Estos objetivos, que responden a Trump más que a los intereses del país, han llevado por lo pronto a un presunto gabinete compuesto por personas tan incompetentes que es difícil entenderlo como otra cosa que el chiste que no es. No solamente será disruptivo para la vida de votantes que simplemente querían que bajaran los precios, sino además peligroso para la seguridad nacional. La excongresista demócrata Tulsi Gabbard, nominada para dirigir la comunidad de inteligencia, no tiene experiencia en un campo tan delicado y, además, se ha puesto constantemente del lado de los adversarios de Estados Unidos, especialmente Putin. También el controversial activista Robert Kennedy Jr. se encargará de Salud y Recursos Humanos sin experiencia alguna que lo califique para el cargo, y presumiblemente impondrá su ideología anticientífica a 13 agencias tan importantes como la FDA, NIH y CDC, donde laboran decenas de miles de científicos. Y quizá la peor elección, por sus posibles consecuencias, haya sido el comentarista de Fox Pete Hegseth para dirigir el Departamento de Defensa; se trata en este caso de un veterano, pero nunca ha estado a cargo de una organización, mucho menos de una tan vasta como el ejército norteamericano, con un presupuesto anual de 850 mil millones de dólares, más de tres millones de empleados y soldados, y 750 bases militares por todo el mundo. Hegseth ha sido además acusado de abuso sexual, ha dicho que las mujeres no deben estar en el ejército e, incluso, ha sido señalado, por sus tatuajes supremacistas blancos, como un posible riesgo de seguridad.
Este atropello del proceso de nominaciones y confirmaciones para el gabinete ya ha tenido su primer revés: la retirada de consideración del congresista Matt Gaetz —quien había sido nominado para fiscal general y cabeza del Departamento de Justicia—, un provocador que tiene varios escándalos, incluido el uso de drogas, y acusaciones de abuso sexual. Su valor para Trump era que no dudaría en comenzar las investigaciones contra enemigos políticos, como Mark Milley, Adam Schiff o Jack Smith, que el expresidente ha prometido durante la campaña. Luego de su nominación varios detalles de las acusaciones en su contra han salido a la luz —por ejemplo, haber pagado a menores de edad a cambio de relaciones sexuales—, a pesar de los esfuerzos para enterrar el correspondiente reporte del Comité de Ética del Congreso. Gaetz demostró ser intragable para la opinión pública y para varios senadores, en parte por los escándalos y en parte por su baja popularidad entre la mayoría de los miembros de ambas cámaras, a muchos de los cuales atacó en el pasado. En su lugar Trump ha nombrado a Pam Bondi, exfiscal general de la Florida y una de sus abogados en el juicio político que enfrentó el exmandatario.

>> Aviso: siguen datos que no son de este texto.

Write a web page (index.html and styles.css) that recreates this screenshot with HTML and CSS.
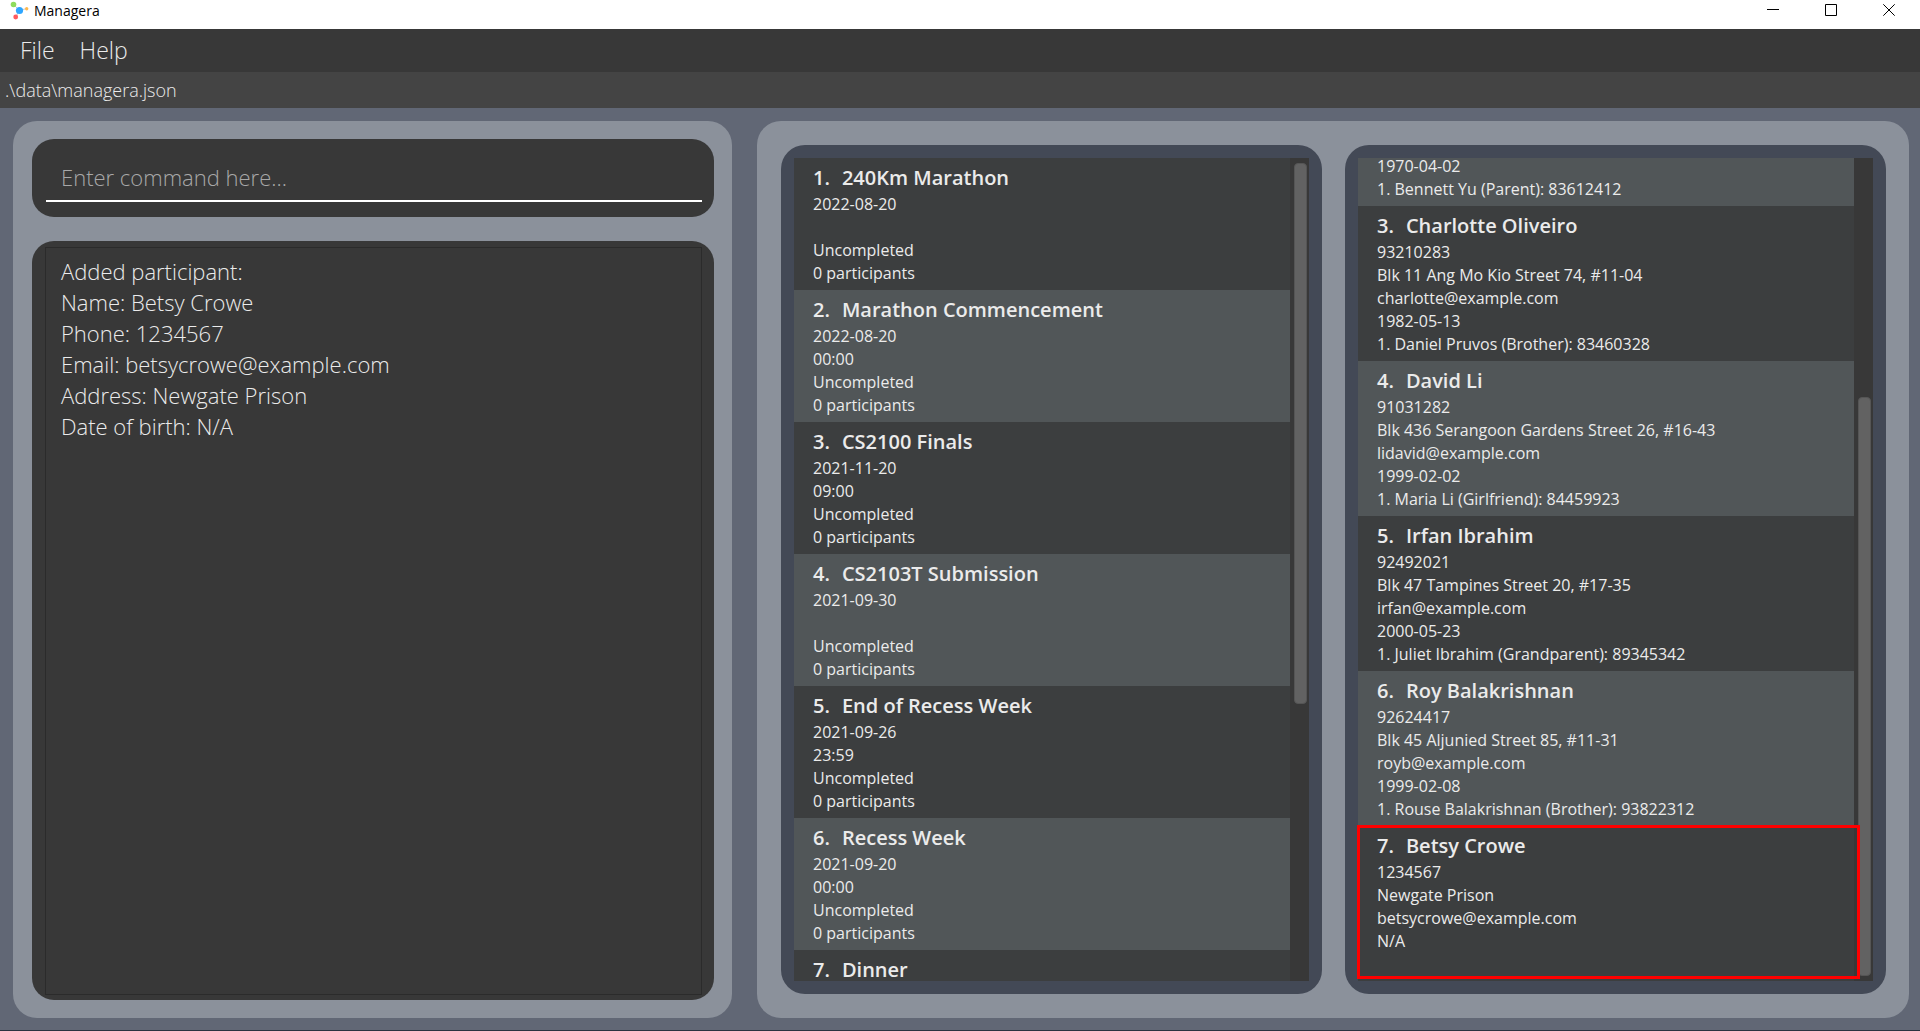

La segunda exigencia es una píldora difícil de tragar para los senadores republicanos acostumbrados a usar el poder de sus curules, pero que se han doblegado una y otra vez ante Donald Trump. El líder saliente, Mitch McConnell (R-Kentucky), tuvo la oportunidad de deshacerse de él de una vez por todas, si hubiera permitido un voto de culpabilidad luego del segundo impeachment, en febrero del 2021, a raíz del asalto al Capitolio, pero entonces prefirió creer que Trump no regresaría. Otros como Lindsay Graham (R-Carolina del Sur) ya han hecho costumbre no solo plegarse ante Trump sino además defenderlo en público; no importa cuán absurdo sea el argumento.
Es de ilusos esperar que el Senado —donde se habla mucho del bipartidismo y de las tradiciones y normas democráticas, pero que se ha polarizado en extremo bajo McConnell (recuérdese la negativa a aprobar la nominación de Merrick Garland a la Corte Suprema)—, represente un obstáculo serio para las intenciones de Trump. Los consabidos moderados —como Lisa Murkowski (R-AK) y Susan Collins (R-ME), quienes se opusieron a nominaciones para cargos menores en la primera Presidencia de Trump, y se rumora que ahora se oponían a Gaetz— probablemente terminarán obedeciendo la línea del partido tal como hicieron al aprobar todos los candidatos de Trump a la Corte Suprema. Pero aun si montaran una resistencia mínima, Trump tiene de su lado al líder de la Cámara Baja, Mike Johnson, quien ya ha indicado que obedecería la orden de forzar al Senado a un receso para despejarle el camino a Trump.
Todo esto es importante porque muestra una vez más el desinterés de Trump en trabajar dentro de las normas democráticas; prefiere atropellarlas hasta lograr sus objetivos. El caos constitucional que crearía una maniobra como empujar el Senado a un receso —una vaga provisión legal que nunca se ha usado, y que la misma Corte Suprema ha considerado una reliquia del pasado— es precisamente lo que busca Trump. De ser aceptado ese camino, se sentaría el mayor precedente sobre la autoridad casi total del presidente y se colocaría a Trump aún más cerca de su objetivo de gobernar como un autócrata, o como él mismo dijera: «dictador en el primer día». Quedará por ver si los que votaron por él pensando que todo esto era una exageración o un chiste estarán de acuerdo con la destrucción que venga a continuación.